Les œuvres en céramique signées par six artistes et exposées à la galerie Tanit* affichent des formes diverses allant de la figuration à l’abstraction, mais elles s’inscrivent dans un même registre, basé sur la maîtrise du geste et sur le respect de la matière authentique pour donner en partage les émotions que la terre procure.
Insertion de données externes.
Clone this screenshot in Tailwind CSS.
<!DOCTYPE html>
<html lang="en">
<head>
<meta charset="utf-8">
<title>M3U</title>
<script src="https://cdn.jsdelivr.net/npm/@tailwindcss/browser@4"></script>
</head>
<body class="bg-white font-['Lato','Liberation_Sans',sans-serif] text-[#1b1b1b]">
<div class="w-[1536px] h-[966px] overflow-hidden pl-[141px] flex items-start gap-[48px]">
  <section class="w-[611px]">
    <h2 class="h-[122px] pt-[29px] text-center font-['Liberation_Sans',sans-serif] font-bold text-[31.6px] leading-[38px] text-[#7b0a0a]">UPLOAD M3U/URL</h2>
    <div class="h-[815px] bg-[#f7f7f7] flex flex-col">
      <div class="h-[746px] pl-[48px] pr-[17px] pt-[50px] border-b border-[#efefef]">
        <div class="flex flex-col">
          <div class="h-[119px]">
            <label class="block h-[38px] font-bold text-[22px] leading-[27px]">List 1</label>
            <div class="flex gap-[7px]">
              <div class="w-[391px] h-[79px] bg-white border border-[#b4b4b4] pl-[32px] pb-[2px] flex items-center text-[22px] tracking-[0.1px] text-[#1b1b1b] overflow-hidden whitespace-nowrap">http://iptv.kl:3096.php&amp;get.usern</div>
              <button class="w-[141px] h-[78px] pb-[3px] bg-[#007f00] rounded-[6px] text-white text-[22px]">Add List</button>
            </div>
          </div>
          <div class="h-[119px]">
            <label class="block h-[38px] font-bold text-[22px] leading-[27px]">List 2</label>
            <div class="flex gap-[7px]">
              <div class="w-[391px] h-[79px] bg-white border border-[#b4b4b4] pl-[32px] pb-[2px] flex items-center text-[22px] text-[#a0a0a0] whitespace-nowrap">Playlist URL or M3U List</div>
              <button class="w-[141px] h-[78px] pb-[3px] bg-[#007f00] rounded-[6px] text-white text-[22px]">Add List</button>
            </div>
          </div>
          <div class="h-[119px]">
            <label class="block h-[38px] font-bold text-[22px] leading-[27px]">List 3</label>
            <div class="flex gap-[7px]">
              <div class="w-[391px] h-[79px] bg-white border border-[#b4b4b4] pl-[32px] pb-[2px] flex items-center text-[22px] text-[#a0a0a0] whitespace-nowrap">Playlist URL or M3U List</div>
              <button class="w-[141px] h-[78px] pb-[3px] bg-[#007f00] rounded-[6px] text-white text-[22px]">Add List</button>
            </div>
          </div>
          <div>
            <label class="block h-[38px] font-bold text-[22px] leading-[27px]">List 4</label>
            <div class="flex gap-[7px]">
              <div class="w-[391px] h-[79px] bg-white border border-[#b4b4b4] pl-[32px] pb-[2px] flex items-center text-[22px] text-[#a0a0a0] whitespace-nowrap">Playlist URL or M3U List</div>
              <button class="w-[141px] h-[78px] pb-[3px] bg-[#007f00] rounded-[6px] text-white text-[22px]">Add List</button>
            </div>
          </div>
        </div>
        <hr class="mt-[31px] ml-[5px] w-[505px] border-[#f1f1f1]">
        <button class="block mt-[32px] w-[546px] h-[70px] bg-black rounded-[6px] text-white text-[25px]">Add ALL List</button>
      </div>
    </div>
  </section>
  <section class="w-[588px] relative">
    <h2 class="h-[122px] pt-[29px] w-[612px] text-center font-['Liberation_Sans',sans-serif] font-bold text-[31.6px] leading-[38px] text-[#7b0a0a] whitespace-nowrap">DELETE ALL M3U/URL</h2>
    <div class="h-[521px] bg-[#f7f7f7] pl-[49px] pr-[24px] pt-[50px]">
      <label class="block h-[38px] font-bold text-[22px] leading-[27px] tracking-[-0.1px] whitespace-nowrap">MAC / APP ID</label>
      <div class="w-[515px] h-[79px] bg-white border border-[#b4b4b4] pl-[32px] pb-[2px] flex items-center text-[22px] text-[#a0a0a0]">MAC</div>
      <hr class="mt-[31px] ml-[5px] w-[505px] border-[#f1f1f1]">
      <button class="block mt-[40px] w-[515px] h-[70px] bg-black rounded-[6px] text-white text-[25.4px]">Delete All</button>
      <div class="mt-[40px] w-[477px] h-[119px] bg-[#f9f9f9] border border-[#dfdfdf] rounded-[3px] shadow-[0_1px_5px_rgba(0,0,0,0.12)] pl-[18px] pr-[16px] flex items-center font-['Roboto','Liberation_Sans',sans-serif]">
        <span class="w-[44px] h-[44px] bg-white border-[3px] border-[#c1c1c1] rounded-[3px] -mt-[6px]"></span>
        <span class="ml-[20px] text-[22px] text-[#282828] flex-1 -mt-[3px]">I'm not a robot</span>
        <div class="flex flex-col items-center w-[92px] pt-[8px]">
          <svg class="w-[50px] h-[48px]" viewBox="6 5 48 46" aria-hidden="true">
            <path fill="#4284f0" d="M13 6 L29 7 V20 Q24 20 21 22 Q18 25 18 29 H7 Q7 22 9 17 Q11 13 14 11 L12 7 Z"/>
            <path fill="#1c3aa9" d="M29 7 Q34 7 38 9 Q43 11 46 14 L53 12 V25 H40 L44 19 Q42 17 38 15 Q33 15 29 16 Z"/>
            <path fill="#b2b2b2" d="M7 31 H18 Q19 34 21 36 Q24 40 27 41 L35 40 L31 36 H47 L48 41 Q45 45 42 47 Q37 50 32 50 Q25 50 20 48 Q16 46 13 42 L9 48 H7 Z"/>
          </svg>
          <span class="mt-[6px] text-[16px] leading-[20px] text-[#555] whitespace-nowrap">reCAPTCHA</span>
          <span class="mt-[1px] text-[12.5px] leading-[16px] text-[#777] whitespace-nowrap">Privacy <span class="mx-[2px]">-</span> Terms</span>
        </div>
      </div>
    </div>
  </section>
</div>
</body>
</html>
Les œuvres sont le fruit d’une démarche contemporaine qui s’éloigne des gestes du potier d’autrefois qui portait un intérêt exclusif au côté utilitaire. Les artistes, qui se sont interrogés autant sur le contenant que sur le contenu, ont réussi le pari de mettre au point une formule qui englobe un rapport égal entre l’objet, la forme et la couleur. «Chacun d’entre eux questionne une sorte de mémoire et instaure à travers ses travaux un dialogue profond et une dialectique complexe entre art et artisanat pour bousculer, transgresser et réinventer», avance Clémence Cottard Hachem, l’une des responsables de l’exposition. Cinq formes d’expression se côtoient dans chaque céramique et se font écho avec harmonie: glaise, eau et argile, des éléments issus de la terre et qui, dans une deuxième étape, ont besoin d’air pour sécher et dans une troisième étape, du feu pour cuire.
Souraya Haddad Crédoz
Ce professeur de QI Gong interroge la stabilité et l’instabilité des pièces. Pourtant, la céramique doit être stable. Or, elle joue de ce paradoxe entre fragilité, décentrement et stabilité. Elle part d’un centre et tourne autour puis déséquilibre sa pièce pour questionner sans cesse les limites de l’équilibre, et cela afin de laisser s’installer un nouvel ordre. Étant également paysagiste, l’artiste puise dans la végétation, ses formes d’escargots, de fleurs…
Michèle Assaf Kamel
Ses œuvres se jouent de la perception, face et dos composent une série de jeux pour réinventer des formes animales. Dans chaque céramique on découvre un double sens avec une face animalière et l’autre scripturale. «Chacun est libre de se projeter dans ce qu’il voit.» Michèle s’est inspirée d’un alphabet qu’elle a inventé mais sous l’influence de l’alphabet phénicien.
Joseph Abi Yaghi
Ses œuvres à la palette chromatique limitée ont quelque chose de monacal et sont réalisées comme des mantras. Lorsqu’on les touche, elles résonnent comme des instruments religieux car l’artiste est un grand mystique. En forme de bols consacrés à l’aumône, ses créations deviennent des objets méditatifs.
Samir Müller
Né dans une famille de potiers, et donc influencé très jeune par cet artisanat, il conçoit des formes intéressantes décoratives plus qu’utilitaires. «Sur les surfaces sont dessinés des paysages abstraits, avec un trou étroit au centre permettant de scruter l’intérieur, pour amener le visiteur à se questionner.» Le trou noir au centre est comme un œil aveuglé par l’espace infini et le vide à l’intérieur fait référence à un mystère inaccessible.
Les Dalo
Dalo est une signature que se partage un duo de céramistes français formé par Daniel Derock et Loïc de Bailliencourt. Influencés par la céramique de années 50 et 60 et s’inspirant de l’imagerie populaire, ils réalisent des visages-idoles muets, teintés d’humour, qui ressemblent à des masques africains ou sud-asiatiques issus d’un monde imaginaire peuplé d’êtres sans noms.
* Jusqu’au 14 août.
E.T.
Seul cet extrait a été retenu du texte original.